Click To Play Trailer

January 8, 2013

Is it just me or did The Dark Knight Rises suck? And, I don’t mean “suck” as compared to the mathematically-improbable-to-top The Dark Knight, but “suck” as in This Was A Bad Movie On Its Own Terms. If I’ve distilled the plot correctly, there’s a fairly bland bad guy whose costume looks even more ridiculous in broad daylight than Christian Bale does in the batsuit. He has a boring fight with Batman early into the second act, who stands toe-to-toe against an allegedly superior fighter—though Bane’s fighting skills seemed pedestrian, like me and my mailman duking it out in the park. This was followed by over an hour of stuff that was way more interesting in the Chuck Dixon comic book, followed by another flat-footed punch-out in broad daylight which makes both the hero and villain costumes look even more ridiculous and in which Batman either suddenly gets the idea to rip out Bane’s breathing tubes or finally has the opportunity to do so.

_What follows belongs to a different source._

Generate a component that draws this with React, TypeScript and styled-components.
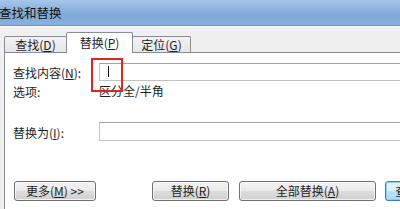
import styled, { createGlobalStyle } from "styled-components";

const GlobalStyle = createGlobalStyle`
  html, body {
    margin: 0;
    padding: 0;
    background: #f0f0f0;
    overflow: hidden;
  }
  body {
    font-family: "Noto Sans CJK SC", "Noto Sans", sans-serif;
    font-size: 12px;
    color: #1e1e1e;
  }
`;

const Window = styled.div`
  width: 400px;
  height: 209px;
  overflow: hidden;
  display: flex;
  flex-direction: column;
  background: #f0f0f0;
`;

const TitleBar = styled.div`
  height: 25px;
  flex-shrink: 0;
  display: flex;
  align-items: center;
  background: linear-gradient(
    to bottom,
    #a6c5ea 0%,
    #8fb4e0 35%,
    #7ea8d8 65%,
    #8ab2e0 100%
  );
  border-bottom: 1px solid #7890b0;
`;

const Title = styled.span`
  font-size: 12.5px;
  line-height: 14px;
  color: #111;
  margin-left: -1px;
`;

const Body = styled.div`
  flex: 1;
  display: flex;
  flex-direction: column;
  border-top: 1px solid #fbfbfb;
  padding-left: 4px;
`;

const TabStrip = styled.div`
  display: flex;
  align-items: flex-end;
  height: 20px;
  margin-top: 5px;
  flex-shrink: 0;
`;

const Tab = styled.div<{ $active?: boolean; $width: number }>`
  position: relative;
  box-sizing: border-box;
  width: ${(p) => p.$width}px;
  height: ${(p) => (p.$active ? 21 : 16)}px;
  margin-bottom: ${(p) => (p.$active ? -1 : 0)}px;
  margin-left: -1px;
  &:first-child {
    margin-left: 0;
  }
  z-index: ${(p) => (p.$active ? 2 : 1)};
  display: flex;
  align-items: center;
  justify-content: center;
  padding-top: ${(p) => (p.$active ? 0 : 1)}px;
  border: 1px solid #898c95;
  border-bottom: none;
  border-radius: 2px 2px 0 0;
  background: ${(p) =>
    p.$active ? "#ffffff" : "linear-gradient(to bottom, #f3f3f3, #e6e6e6)"};
  font-size: 12px;
  line-height: 14px;
  white-space: nowrap;
`;

const Key = styled.span`
  text-decoration: underline;
  text-underline-offset: 1px;
`;

const Panel = styled.div`
  flex: 1;
  width: 420px;
  background: #ffffff;
  border-top: 1px solid #898c95;
  border-left: 1px solid #898c95;
  padding: 10px 0 0 8px;
  display: flex;
  flex-direction: column;
`;

const FieldRow = styled.div<{ $top?: number }>`
  display: flex;
  align-items: center;
  margin-top: ${(p) => p.$top ?? 0}px;
`;

const Label = styled.span`
  width: 86px;
  flex-shrink: 0;
  line-height: 14px;
  padding-top: 2px;
  white-space: nowrap;
`;

const InputBox = styled.div<{ $h: number }>`
  position: relative;
  box-sizing: border-box;
  flex: 1;
  height: ${(p) => p.$h}px;
  border: 1px solid #c3c3c3;
  border-top-color: #a3a3a3;
  background: #fff;
`;

const Caret = styled.span`
  position: absolute;
  left: 8px;
  top: 2px;
  width: 1px;
  height: 11px;
  background: #111;
`;

const Highlight = styled.span`
  position: absolute;
  left: -9px;
  top: -6px;
  width: 32px;
  height: 34px;
  box-sizing: border-box;
  border: 2px solid #e0241f;
`;

const OptionRow = styled.div`
  display: flex;
  align-items: center;
  height: 20px;
  line-height: 14px;
`;

const ButtonRow = styled.div`
  display: flex;
  align-items: center;
  margin-top: 40px;
  margin-left: 1px;
`;

const Button = styled.div<{ $width: number; $gap?: number; $default?: boolean }>`
  box-sizing: border-box;
  flex-shrink: 0;
  width: ${(p) => p.$width}px;
  height: 20px;
  margin-left: ${(p) => p.$gap ?? 0}px;
  display: flex;
  align-items: center;
  justify-content: center;
  border: 1px solid ${(p) => (p.$default ? "#3c7fb1" : "#707070")};
  border-radius: 3px;
  background: ${(p) =>
    p.$default
      ? "linear-gradient(to bottom, #eaf6fd 0%, #d9f0fc 50%, #bee6fd 50%, #a7d9f5 100%)"
      : "linear-gradient(to bottom, #f2f2f2 0%, #ebebeb 50%, #dddddd 50%, #cfcfcf 100%)"};
  box-shadow: inset 0 0 0 1px
    ${(p) => (p.$default ? "#8cd3f8" : "rgba(255,255,255,0.7)")};
  line-height: 14px;
  white-space: nowrap;
`;

export default function App() {
  return (
    <Window>
      <GlobalStyle />
      <TitleBar>
        <Title>查找和替换</Title>
      </TitleBar>
      <Body>
        <TabStrip>
          <Tab $width={63}>
            查找(<Key>D</Key>)
          </Tab>
          <Tab $active $width={67}>
            替换(<Key>P</Key>)
          </Tab>
          <Tab $width={59}>
            定位(<Key>G</Key>)
          </Tab>
        </TabStrip>
        <Panel>
          <FieldRow>
            <Label>
              查找内容(<Key>N</Key>):
            </Label>
            <InputBox $h={18}>
              <Caret />
              <Highlight />
            </InputBox>
          </FieldRow>
          <OptionRow>
            <Label>选项:</Label>
            <span>区分全/半角</span>
          </OptionRow>
          <FieldRow $top={21}>
            <Label>
              替换为(<Key>I</Key>):
            </Label>
            <InputBox $h={19} />
          </FieldRow>
          <ButtonRow>
            <Button $width={82}>
              更多(<Key>M</Key>)&nbsp;&gt;&gt;
            </Button>
            <Button $width={77} $gap={56}>
              替换(<Key>R</Key>)
            </Button>
            <Button $width={137} $gap={10}>
              全部替换(<Key>A</Key>)
            </Button>
            <Button $width={95} $gap={9} $default>
              查找下一个(<Key>F</Key>)
            </Button>
          </ButtonRow>
        </Panel>
      </Body>
    </Window>
  );
}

It’s possible the film made so much money because people did what I did—went back to see it again, hoping it was just my imagination and that the film couldn’t possibly have been as bad or as boring as I thought it was. Coming as a follow-up to Thriller, most people were let down by Michael Jackson’s Bad, but Bad was actually a better recorded, better conceived, more even and more mature album than Thriller. Bad holds up better than Thriller and remains fairly playable even today, while Thriller sounds a bit like a record for a child’s Halloween party. It may well have been impossible for Christopher Noland to top The Dark Knight, a film flawed only by self-indulgent and overly-long speeches by the star toward the end—Batman doesn’t make long, stupid moral speeches—but The Dark Knight Rises was a deep disappointment.

Idle thought... how on earth did rail-thin Tom Hardy (Shinzon from Trek: Nemesis) bulk up like that?

The obvious (to me, anyway) follow-up would have been Johnny Depp as the Riddler and challenge Depp to reinvent the character, if not the villain genre, the way he reinvented pirates. Depp and Bale had recently faced off in Michael Mann’s brilliantly underrated Public Enemies, and somehow, in my feeble mind, I’d assumed a Bat face-off between the two would have been a natural idea to float out there. It’s possible Depp either wasn’t interested or was too busy putting on war paint for The Lone Ranger, but my assumption is they could have handed those two actors a 30-page outline and had them improvise the whole movie and it would have been more interesting and artistically invested than the hugely-overblown Rises. I actually burst into laughter when I saw recent half-page ads for Rises in the trades shilling for a Best Picture nod. Yet another very expensive CGI and pyrotechnic geek fantasy where absolutely no expense was spared, but they forgot to buy a decent script.

On The Prowl:: The only reason to see this film. Hathaway's scenes with Bale in the first act
promised way more than the film could deliver.

Bring On The Empty Chair

The first act, set eight years after the Batman’s last sighting, delivers an out-of-shape and genuinely hobbled Bruce Wayne in a brilliant encounter with Anne Hathaway’s Selina Kyle. The scene promised far more in terms of personal conflict than this blowhard of a film could deliver. Wayne’s return to action goes far too smoothly. There should have been more struggle and Batman should have gotten walloped on his first time back: an out-of-practice pianist taking the stage. I assume the producers didn’t want the audience to sit through two disparate Wayne rehabs, but the one they chose just bored me to tears. We all knew Batman would rise—it says so, right there in the title. The lunatic from Frank Miller’s eminently superior The Dark Knight Returns, pulling on the batsuit and going on obvious suicide missions, would have motivated the film much more efficiently. Alfred’s walk-out would have made a lot more sense had two-thirds of the movie featured a clearly out-of-his-league Batman, too angry or too proud to hang it up for good or who needs the humiliation to break through psychologically to the mental state required to resume his career. They could have saved millions on CGI effects and silly explosions had they only written an actual script.

Gary Oldman: wasted. Morgan Freeman: wasted. Michael Kane: a valiant effort at actually being of interest, but he’s trying too hard to force meaning into this ridiculous script, so his Alfred comes off too conveniently extreme. The while film felt like a pilot for Joseph Gordon-Levitt’s Nightwing or what have you, when my preference would be for Director Christopher Nolan to sign off and let’s get some fresh horses into the Bat stable.

The two obvious Bat ideas, to me, are Depp as the Riddler and Clint Eastwood in a note-for-note film adaptation of Frank Miller’s masterpiece, The Dark Knight Returns. I doubt Eastwood, deeply wounded not by his doddering GOP convention performance but by his having come down off of the perfectly balanced high horse of his Chrysler “Halftime” ad, would even consider putting on the Batsuit. A splendidly-written version of TDKR—and, by splendidly, I mean, don’t touch a word of the original graphic novel—would be a perfect Eastwood vehicle. Now, maybe combine the two thoughts and have Eastwood face off against Johnny Depp, and the lines would start forming now.